* _Prompt_: Look below and pull out each line with the word "React".

* _Records supplied_:
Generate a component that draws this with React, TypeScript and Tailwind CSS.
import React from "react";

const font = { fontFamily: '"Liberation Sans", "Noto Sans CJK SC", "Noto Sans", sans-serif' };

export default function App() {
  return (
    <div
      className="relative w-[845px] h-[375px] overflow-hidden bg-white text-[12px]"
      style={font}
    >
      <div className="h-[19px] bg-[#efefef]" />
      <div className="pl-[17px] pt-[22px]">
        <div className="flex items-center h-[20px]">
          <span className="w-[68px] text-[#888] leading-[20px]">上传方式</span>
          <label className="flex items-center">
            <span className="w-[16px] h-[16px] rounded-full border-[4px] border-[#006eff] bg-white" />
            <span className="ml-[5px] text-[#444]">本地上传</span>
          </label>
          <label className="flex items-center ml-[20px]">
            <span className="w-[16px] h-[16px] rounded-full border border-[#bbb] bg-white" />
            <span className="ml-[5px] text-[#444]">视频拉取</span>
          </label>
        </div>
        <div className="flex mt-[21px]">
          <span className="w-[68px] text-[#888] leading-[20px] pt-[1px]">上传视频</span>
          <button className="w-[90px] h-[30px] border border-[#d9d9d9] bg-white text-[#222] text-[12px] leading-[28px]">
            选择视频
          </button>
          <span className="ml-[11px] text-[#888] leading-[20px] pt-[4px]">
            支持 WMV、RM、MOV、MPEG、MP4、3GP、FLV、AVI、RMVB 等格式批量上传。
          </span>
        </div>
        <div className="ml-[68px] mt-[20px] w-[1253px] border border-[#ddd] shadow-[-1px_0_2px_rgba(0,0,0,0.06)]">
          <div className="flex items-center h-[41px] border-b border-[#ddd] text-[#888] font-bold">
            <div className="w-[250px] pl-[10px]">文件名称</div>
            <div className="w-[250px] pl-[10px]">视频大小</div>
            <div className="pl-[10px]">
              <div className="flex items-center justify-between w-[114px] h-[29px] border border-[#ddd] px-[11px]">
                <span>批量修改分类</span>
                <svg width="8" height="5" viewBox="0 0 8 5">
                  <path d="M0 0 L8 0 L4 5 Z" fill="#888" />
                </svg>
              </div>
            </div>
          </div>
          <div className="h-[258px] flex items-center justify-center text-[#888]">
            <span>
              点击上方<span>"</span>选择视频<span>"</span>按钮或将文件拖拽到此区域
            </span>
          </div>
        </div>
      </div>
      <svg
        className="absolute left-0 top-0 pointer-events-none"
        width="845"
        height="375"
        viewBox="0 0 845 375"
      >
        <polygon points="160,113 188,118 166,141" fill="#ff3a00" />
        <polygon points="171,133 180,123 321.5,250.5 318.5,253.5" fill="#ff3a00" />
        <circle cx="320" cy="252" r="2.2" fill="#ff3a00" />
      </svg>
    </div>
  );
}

--

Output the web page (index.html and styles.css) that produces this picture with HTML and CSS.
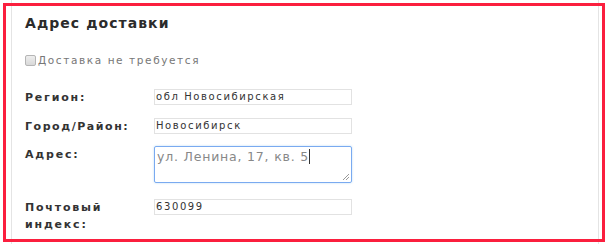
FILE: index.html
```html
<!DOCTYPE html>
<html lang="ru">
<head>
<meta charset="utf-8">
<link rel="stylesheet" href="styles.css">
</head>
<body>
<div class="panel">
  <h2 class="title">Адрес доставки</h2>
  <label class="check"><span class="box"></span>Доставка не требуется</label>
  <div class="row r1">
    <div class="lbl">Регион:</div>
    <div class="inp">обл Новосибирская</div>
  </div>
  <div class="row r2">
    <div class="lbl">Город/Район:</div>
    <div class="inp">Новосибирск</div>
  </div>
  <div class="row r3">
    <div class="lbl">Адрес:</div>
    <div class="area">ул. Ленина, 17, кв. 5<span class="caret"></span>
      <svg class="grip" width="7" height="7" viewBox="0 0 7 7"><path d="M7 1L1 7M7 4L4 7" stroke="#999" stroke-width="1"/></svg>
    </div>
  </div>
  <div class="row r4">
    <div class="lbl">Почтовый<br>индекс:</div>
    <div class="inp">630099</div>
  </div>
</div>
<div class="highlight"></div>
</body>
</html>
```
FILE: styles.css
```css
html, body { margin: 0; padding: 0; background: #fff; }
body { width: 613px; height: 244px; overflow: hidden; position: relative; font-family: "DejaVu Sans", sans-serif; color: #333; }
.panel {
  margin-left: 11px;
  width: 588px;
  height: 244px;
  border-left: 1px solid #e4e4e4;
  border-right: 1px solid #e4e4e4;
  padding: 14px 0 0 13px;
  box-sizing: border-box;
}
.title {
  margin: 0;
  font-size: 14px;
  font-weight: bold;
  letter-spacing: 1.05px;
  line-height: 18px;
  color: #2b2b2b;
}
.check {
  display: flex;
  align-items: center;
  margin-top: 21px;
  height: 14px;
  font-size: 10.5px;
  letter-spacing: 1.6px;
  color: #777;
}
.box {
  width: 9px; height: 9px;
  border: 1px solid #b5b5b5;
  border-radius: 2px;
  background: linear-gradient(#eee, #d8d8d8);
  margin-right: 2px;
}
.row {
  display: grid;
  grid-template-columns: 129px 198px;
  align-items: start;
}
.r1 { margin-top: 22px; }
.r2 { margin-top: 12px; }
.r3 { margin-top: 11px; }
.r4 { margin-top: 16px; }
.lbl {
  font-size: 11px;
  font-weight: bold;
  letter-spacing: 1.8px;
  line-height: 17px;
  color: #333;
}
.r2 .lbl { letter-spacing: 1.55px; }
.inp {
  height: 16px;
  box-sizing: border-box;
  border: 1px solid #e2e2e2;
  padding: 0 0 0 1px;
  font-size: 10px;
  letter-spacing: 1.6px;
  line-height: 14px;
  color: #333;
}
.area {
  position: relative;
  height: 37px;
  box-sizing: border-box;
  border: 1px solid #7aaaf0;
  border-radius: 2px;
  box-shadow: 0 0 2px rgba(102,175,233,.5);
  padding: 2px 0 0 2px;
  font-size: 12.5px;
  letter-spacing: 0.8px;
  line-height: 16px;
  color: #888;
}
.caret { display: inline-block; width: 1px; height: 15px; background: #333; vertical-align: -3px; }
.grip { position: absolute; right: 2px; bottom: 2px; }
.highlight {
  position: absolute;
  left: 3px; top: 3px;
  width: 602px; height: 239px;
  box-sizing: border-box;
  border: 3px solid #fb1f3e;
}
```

...

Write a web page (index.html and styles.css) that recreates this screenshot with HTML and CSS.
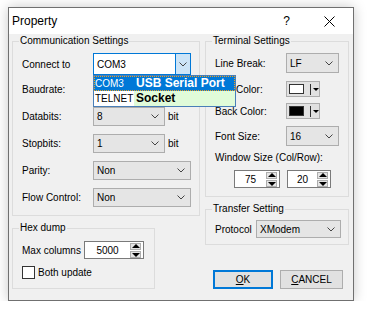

* _Solution to this task_:
Generate a component that draws this with React, TypeScript and Tailwind CSS.
import React from "react";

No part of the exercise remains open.